What is the Tarot?


The Tarot is a card game, which comes to us from Medieval times, where it was use as an oracle. The tarot is also respected for it’s spiritual significance, and the cards are highly valued as a repository of ancient traditions and symbols. In these cards secret societies studied the basic structure of the mystic initiation process. The cards speak in pictures, and pictures are the language of the subconscious. The key to the deepest meaning of the cards lies hidden in the archetypal myths that humankind has told since the beginning of time. The Tarot can be seen as a book of Wisdom composed of 78 pages, that has been used as an oracle since the 15th Century, when it emerged in the form we know today, consisting of 78 cards that are divided into two groups; the 22 Major Arcana, and the 56 Minor Arcana. The Tarot actually forms the basis of our normal playing cards. Yet it is more than a pack of cards, far more than a game, and more than a method of divination. It’s original use was probably as a set of magical images, designed for meditation and an aid to visualization, it was a tool for self realization, enlightenment, and magic.

How does Tarot work?

The cards are like a mirror, reflecting back to us our inner state. The images appeal to the archetypal images we carry in our subconscious, and reflect the archetypal tales known to every civilization. We merely insert ourselves into the tale, and pick up the story at the place we are at right now. We ask the Tarot a question, and like a psychic mirror, it reflects back a story that will have personal meaning to us. At the heart of most questions, especially those most deeply felt, is the question of meaning. To experience life with joy you must find a sense of personal meaning. When someone asks, “What’s going on?” they usually want to know, “Why is this happening to me?”. The cards imply there is an understandable order and reason for our experiences, that the events themselves are mirroring some deeper cause that is veiled from ordinary sight.

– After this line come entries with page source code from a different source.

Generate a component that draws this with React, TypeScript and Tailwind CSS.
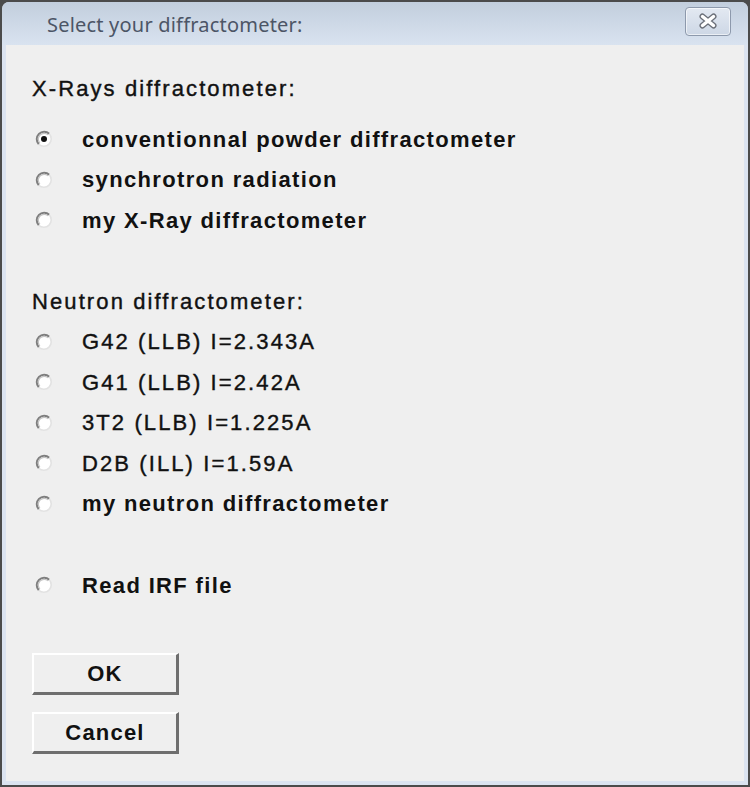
import React from "react";

function Radio({ checked }: { checked?: boolean }) {
  return (
    <svg width="18" height="18" viewBox="0 0 18 18" className="block shrink-0" style={{ width: 18, height: 18 }}>
      <circle cx="9" cy="9" r="7.4" fill="#ffffff" />
      <path d="M3.77 14.23 A7.4 7.4 0 0 1 14.23 3.77" fill="none" stroke="#7e7e7e" strokeWidth="2" />
      <path d="M4.9 13.1 A5.8 5.8 0 0 1 13.1 4.9" fill="none" stroke="#c4c4c4" strokeWidth="1.2" />
      <path d="M14.23 3.77 A7.4 7.4 0 0 1 3.77 14.23" fill="none" stroke="#e2e2e2" strokeWidth="1.6" />
      {checked && <circle cx="9" cy="9" r="3" fill="#111111" />}
    </svg>
  );
}

function Row({ label, checked, bold }: { label: string; checked?: boolean; bold?: boolean }) {
  return (
    <div className="flex h-[40.5px] items-center">
      <div className="ml-[3px] flex w-[47px] items-center">
        <Radio checked={checked} />
      </div>
      <span
        className={
          bold
            ? "whitespace-nowrap text-[22px] font-bold tracking-[1.35px] text-[#111]"
            : "whitespace-nowrap text-[22px] font-normal tracking-[2.1px] text-[#111] [-webkit-text-stroke:0.4px_#111]"
        }
      >
        {label}
      </span>
    </div>
  );
}

function Btn({ label }: { label: string }) {
  return (
    <div className="flex h-[42px] w-[147px] items-center justify-center border-t-2 border-l-2 border-r-[3px] border-b-[3px] border-t-white border-l-white border-r-[#6e6e6e] border-b-[#6e6e6e] bg-[#efefef] text-[22px] font-bold tracking-[1.2px] text-[#111]">
      {label}
    </div>
  );
}

export default function App() {
  return (
    <div
      className="relative h-[787px] w-[750px] overflow-hidden bg-[#4b4b4b]"
      style={{ fontFamily: '"Liberation Sans", Arial, sans-serif' }}
    >
      <div className="absolute inset-x-[2px] top-[2px] bottom-[2px] flex flex-col rounded-t-[7px] bg-[#dbe3f0]">
        {/* Title bar */}
        <div className="flex h-[43px] shrink-0 items-center justify-between rounded-t-[7px] bg-gradient-to-b from-[#c2cedd] to-[#d9e3f0] pl-[45px] pr-[17px]">
          <span
            className="mt-[3px] text-[20px] tracking-[0.2px] text-[#4c5566]"
            style={{ fontFamily: '"Noto Sans", "Open Sans", sans-serif' }}
          >
            Select your diffractometer:
          </span>
          <div className="mt-[-5px] flex h-[29px] w-[46px] items-center justify-center rounded-[4px] border border-[#8d99ac] bg-gradient-to-b from-[#e3e9f2] to-[#cdd7e5] shadow-[inset_0_0_0_1px_rgba(255,255,255,0.6)]">
            <svg width="24" height="16" viewBox="0 0 24 16">
              <path d="M6.5 3.5 L17.5 12.5 M17.5 3.5 L6.5 12.5" stroke="#6a6f78" strokeWidth="6" strokeLinecap="round" />
              <path d="M6.5 3.5 L17.5 12.5 M17.5 3.5 L6.5 12.5" stroke="#ffffff" strokeWidth="3.4" strokeLinecap="round" />
            </svg>
          </div>
        </div>
        {/* Client area */}
        <div className="mx-[4px] mb-[4px] flex flex-1 flex-col bg-[#efefef] pl-[26px]">
          <div className="mt-[22.75px] flex h-[40.5px] items-center text-[22px] tracking-[2.1px] text-[#111] [-webkit-text-stroke:0.4px_#111]">
            X-Rays diffractometer:
          </div>
          <div className="mt-[10.5px] flex flex-col">
            <Row label="conventionnal powder diffractometer" checked bold />
            <Row label="synchrotron radiation" bold />
            <Row label="my X-Ray diffractometer" bold />
          </div>
          <div className="mt-[40.5px] flex h-[40.5px] items-center text-[22px] tracking-[2.1px] text-[#111] [-webkit-text-stroke:0.4px_#111]">
            Neutron diffractometer:
          </div>
          <div className="flex flex-col">
            <Row label="G42 (LLB) I=2.343A" />
            <Row label="G41 (LLB) I=2.42A" />
            <Row label="3T2 (LLB) I=1.225A" />
            <Row label="D2B (ILL) I=1.59A" />
            <Row label="my neutron diffractometer" bold />
          </div>
          <div className="mt-[41px]">
            <Row label="Read IRF file" bold />
          </div>
          <div className="mt-[47.75px] flex flex-col gap-[17px]">
            <Btn label="OK" />
            <Btn label="Cancel" />
          </div>
        </div>
      </div>
    </div>
  );
}
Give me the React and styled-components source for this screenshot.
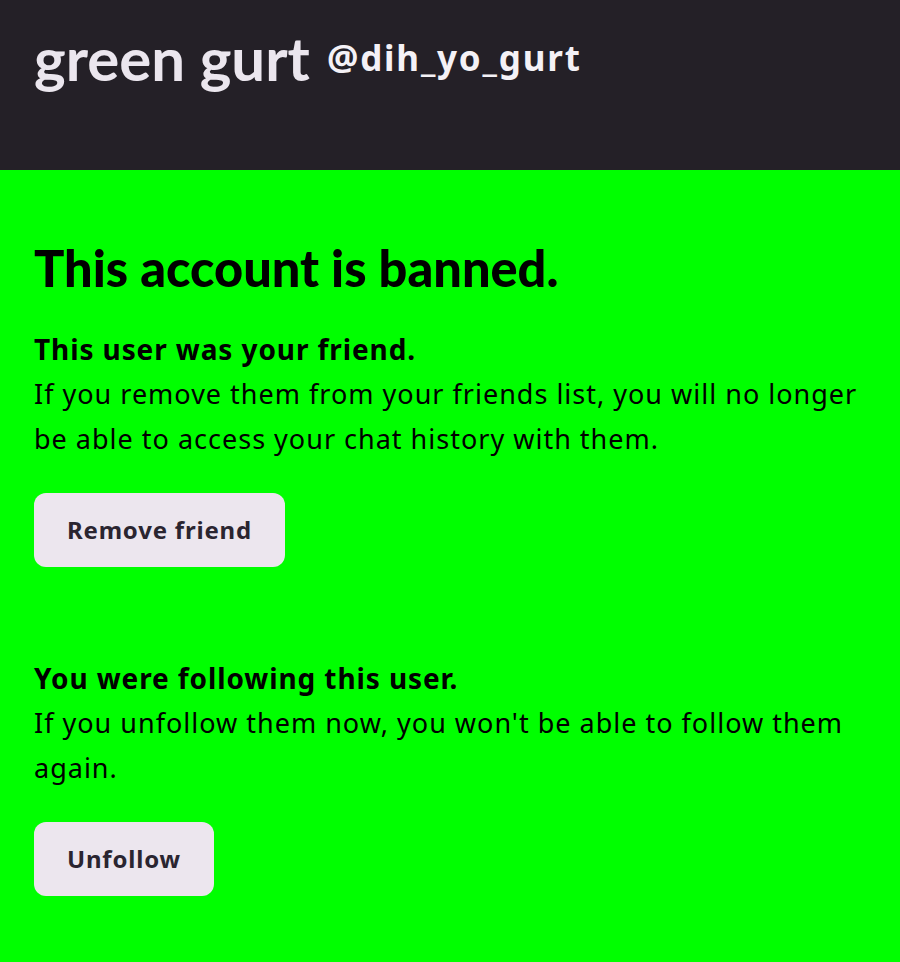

What is the Origin of the Tarot?

The first tarot decks which we know of for certain date no earlier than 14th Century France and Italy, but this does not mean that before then, it did not exist. (The earliest decks known are the Visconti-Sforza decks, created for the powerful ruling families of 15th Century Milan). There is reason to believe that the Minor Arcana is an addition created during Medieval times, and that after this, the Tarot gained general popularity as a card game. The 22 Major Arcana were the original core, and they probably formed a part of some system of esoteric teaching and training from a much earlier time. A clue to it’s origins lies in the word itself- TAROT is an Egyptian word for Royal Road (tar=path and ro=king). The Royal Road means the path to self-mastery. Ancient tradition speaks of the Egyptian Book of Thoth, who’s pages revealed the past, present and future of all things. Magical traditions record that under the direction of the god Hermes Trismegistos (identified with Thoth, god of Wisdom), the Tarot was created. Folklore says that it was the traveling gypsies (corruption of the word, Egyptians) who introduced the cards into Europe, but they may also have been brought in much earlier, with the Egyptian Mystery cults that gained popularity in the later centuries of the Roman Empire. “Tarot” is also a French word, in which the last “t” is not pronounced – TARO. This gives further depth of meaning to the word; “rota” in Latin (the language of ancient Rome), means “the wheel”. In Hebrew, the collective term for the Five Books of Moses (who was raised in the Pharoh’s family, thus fully trained in the Egyptian religion) is the TORAH. This word has become synonymous with the divine law. Tarot is like a wheel, a tool that takes you on the royal road. So similar to the word for the ancient Hebrew sacred text, the Torah, tarot reveals the universal principles of life that we must travel to reach our destiny. The tarot is a symbolic gide to self-realization, a vehicle that helps us evolve into enlightenment.

Opening your Inner Eye

The Egyptian god of the Sun, Horus, and the Greek Sun god Apollo, were both gods of prophecy. The piercing eyes of the hawk could see long and far, and this swift, high flying bird brought messages from above to those of us below. The door of Apollo’s temple at Delphi was inscribed with the words, “Know Thy Self”. The prophecies of the Oracle at Delphi were given in the form of a riddle, or story, and it was left to the person inquiring to work out the meaning for themselves. The eye of Horus was the Moon, the mirror of the Sun. This lunar eye was symbolized in the Egyptian Book of the Dead as “the divine light imprisoned in matter, which must be liberated. Thus it is said that the Eye is the seat of the Soul and is all powerful, for it possesses in itself the means for this deliverance.” Developing this “Eye of Light” is what the Egyptians knew as the ability to see patterns in apparently random actions and happenings, the ability to read omens and signs. In myth, the Eye of Horus was wounded and fragmented by the dark shadow of Set. It is the job of Thoth, God of Wisdom, Science and Divination, to heal the Eye. Here is the archetypal story of the search for wholeness. By remembering who we essentially are (the sun within), we can draw on our universal potentials. By re-membering our dismembered form (as Osiris did) we evolve and expand our capabilities to become truely human.